Trois nuits de suite, jusqu’à l’aube du 5 avril, il a cherché à protéger 10 de ses 20 ha de vignes situés sur un plateau avec le brûleur Paetzold. « 80 % des bourgeons étaient dans le coton. Dans les vignes les plus avancées, on avait une à deux feuilles étalées », indique-t-il. Les deux premières nuits, il a fait -3 °C au plus froid. Le vent du nord aidant « on a réchauffé l’air ambiant de 2 °C à 40 m et de 1 °C à 80 m. J’étais prudemment optimiste quant au résultat ». Mais au cours de la troisième nuit, le vent a tourné au sud, réduisant fortement la portée du souffle d’air chaud alors qu’il faisait à nouveau -3 °C. Voyant cela, Miguel Aguirre a déplacé la machine. Dans ces conditions, les vignes ont-elles été bien protégées ? Le 5 au matin, il était trop tôt pour répondre.
Le château La Tour Blanche a investi 130 000 € dans cet équipement et brûlé 2 000 l de fuel. Il a pris cette décision après avoir perdu presque toute sa récolte suite au gel de l’an dernier. « On apprend à l’utiliser, indique Miguel Aguirre. C’est un investissement parmi d’autres pour réduire notre sensibilité au gel ».
Tout est allé très vite pour les rockets stoves imaginées par Jean-Baptiste Bonnigal, son associé Stéphane Bodet et son demi-frère Jean-François Pascal. « Jusque-là, on brûlait des piquets de vigne usagés dans des bidons au pied des tours antigel ou on allumait des bougies, explique ce vigneron cogérant du domaine Bonnigal-Bodet, 40 ha, à Limeray dans l’appellation Amboise. La combustion n’était pas bonne et ce n’était pas pratique.
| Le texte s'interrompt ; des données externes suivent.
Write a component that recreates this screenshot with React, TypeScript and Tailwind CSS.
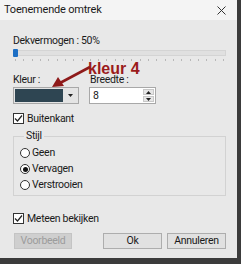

On s’est assis autour d’une table et on a eu l’idée d’utiliser des rockets stove, des poêles qui chauffent très fort et qui brûlent totalement les fumées. »
Le premier modèle est sorti entre Noël et nouvel an. « On l’a présenté à la Cuma des Tours à Montlouis, poursuit Jean-Baptiste Bonnigal. Ils nous ont dit qu’il fallait améliorer le confort d’utilisation. On a travaillé sur l’écoulement des granulés. »
Pour lutter contre le gel, le domaine Bonnigal-Bodet possède huit éoliennes. « Chacune est donnée pour protéger 4 ha, mais c’est plutôt 2,5 à 3 ha, observe Jean-Baptiste. Nous avons placé quatre rocket stove par tour. Dix minutes après l’allumage, la combustion est complète. Au plus bas dans la nuit du 2 au 3 avril, nous avons relevé -2,9 °C à -3,4 °C selon les secteurs. À 80 m des tours, on a gagné 0,8 à 1,2 °C et à 120 m, 0,4 à 0,6 °C. » La nuit suivante fut plus ventée faisant chuter les performances des tours. « Les vignes les plus avancées, quelques chardonnays, étaient au stade pointe verte. On n’a pas gelé », assure le vigneron le 7 avril.
Trois chaudronniers à Amboise, Saint-Nicolas-de-Bourgueil et à Chambray-lès-Tours disposent des plans de ces poêles. En quelques semaines, juste avant l’épisode de gel, ils ont en vendu une centaine. Comme des petits pains.